If you’re new to the meditation space, I highly recommend checking out apps like Headspace or go on You Tube and search ‘meditation for beginners’. There’s so many easy ways to get started & it doesn’t have to be overwhelming.

3 - Talk It Out

Weather this is with yourself or a friend, if you’re struggling with something challenge yourself to get off the island within your own head & seek support. Again, this could be you simply talking out loud or journaling about what’s going on with you, it could be calling someone you really trust and telling them where you’re struggling or talking to a professional and allowing yourself to be real with it. Once we give a voice to something it loses A LOT of it’s power over us. It morphs from the scary monster in the closet into a small obstacle that we can overcome just like we’ve overcome other stuff. The more we tune into that part of ourselves that is okay with us not having it all together all the time, the more we can navigate through the stuff (aka: life) that will come up and will throw us off. We have to give ourselves permission to be human.

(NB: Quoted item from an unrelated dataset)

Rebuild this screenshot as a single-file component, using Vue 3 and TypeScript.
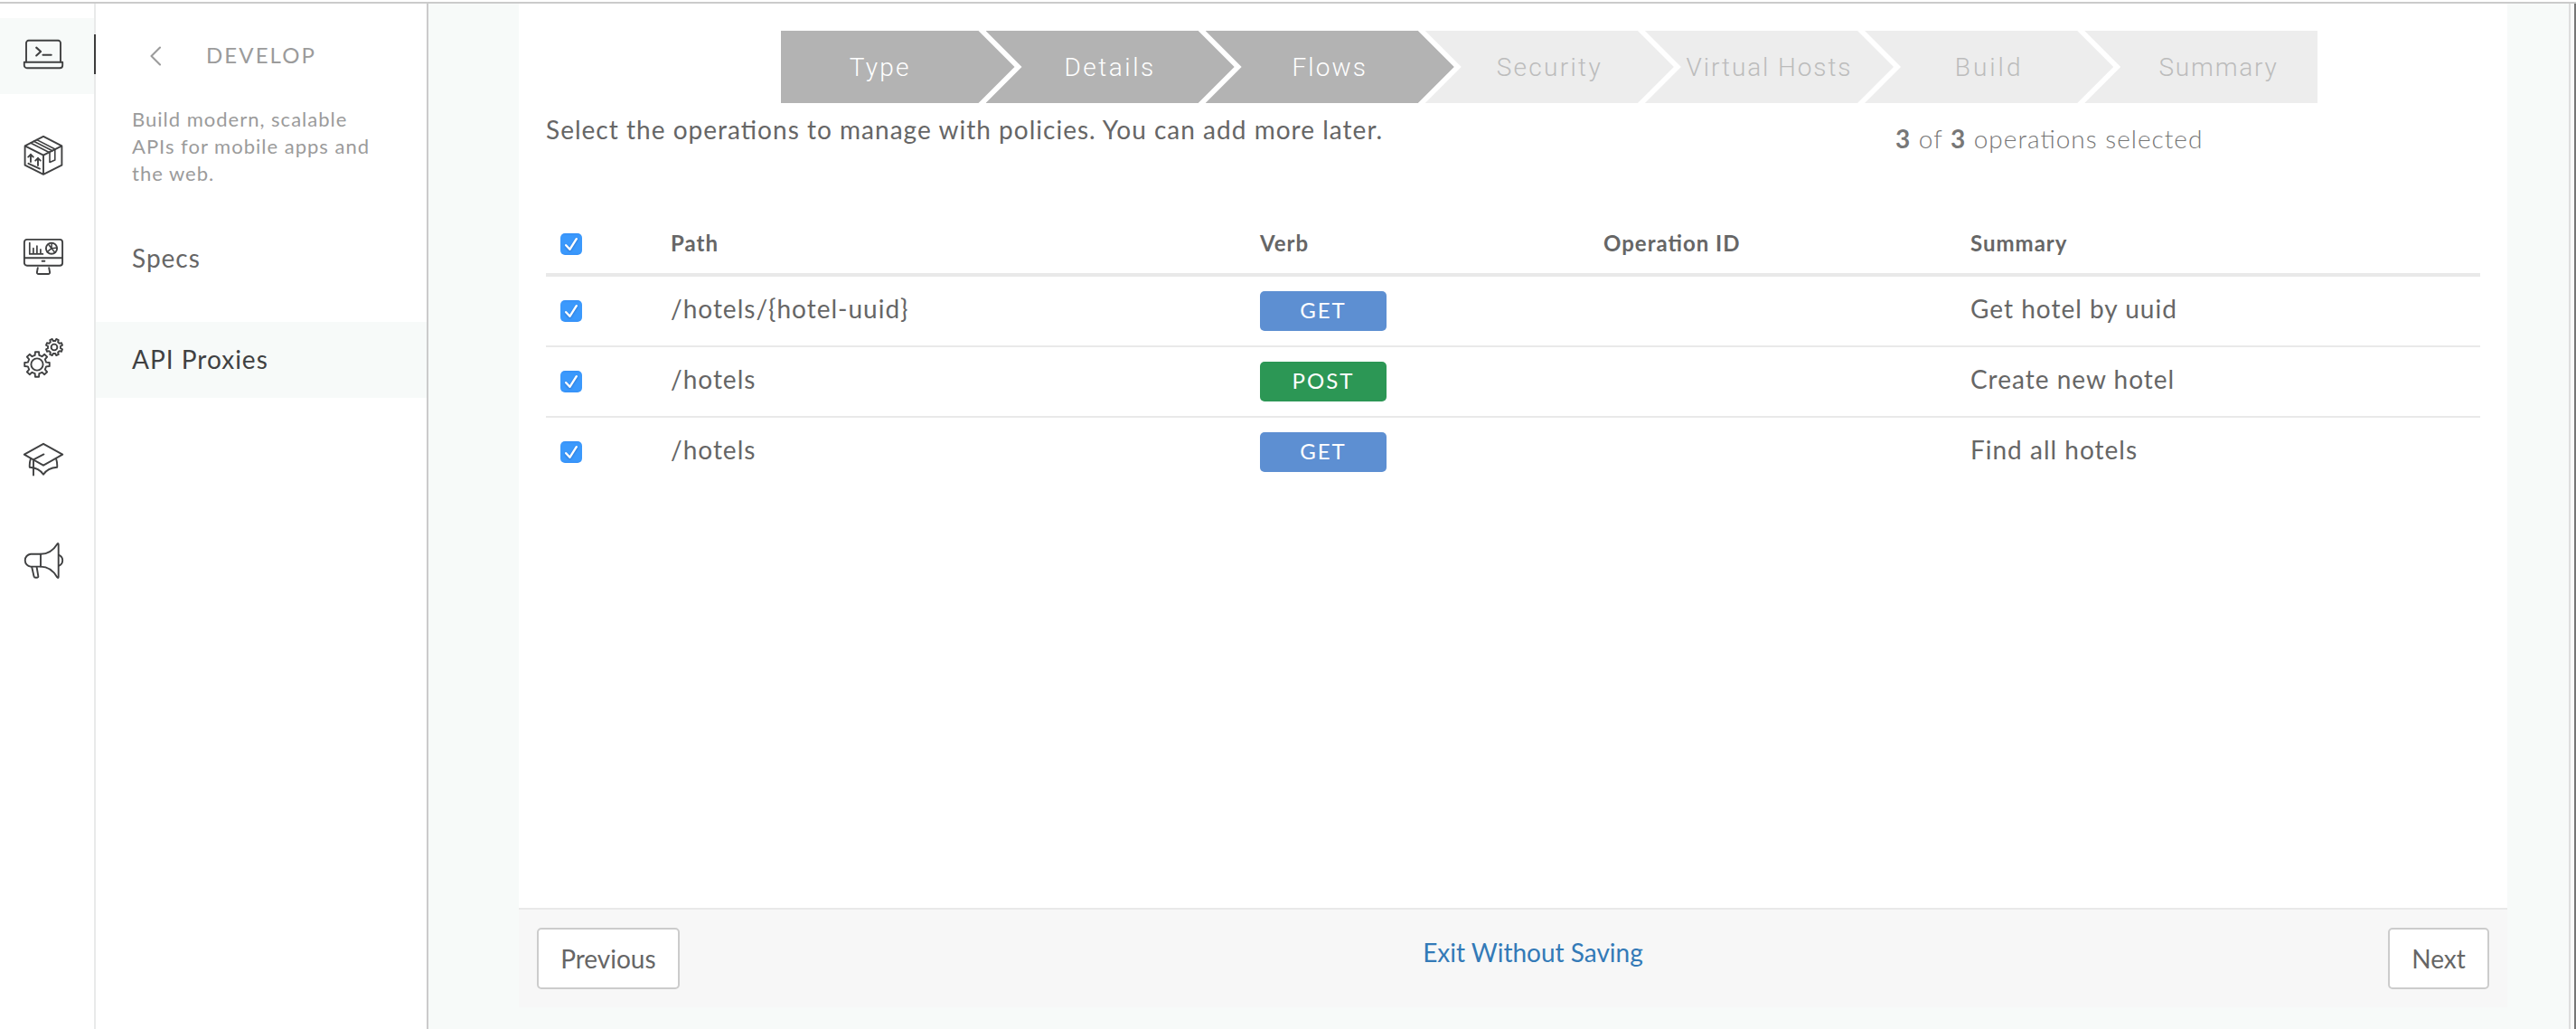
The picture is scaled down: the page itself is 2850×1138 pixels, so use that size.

Another way to think about this is to think of the last time a friend of yours was going through a hard time and came to you to talk through it. Weren’t you so happy you had the chance to be there for them? Maybe you even thanked them for being so honest…maybe it ended up helping you in a way you didn’t expect. Well, when you’re in that place where you’re struggling and you hold it inside, you rob someone of the opportunity to be there for you. Let people in. It’s okay that you don’t have it together all the time, none of us do.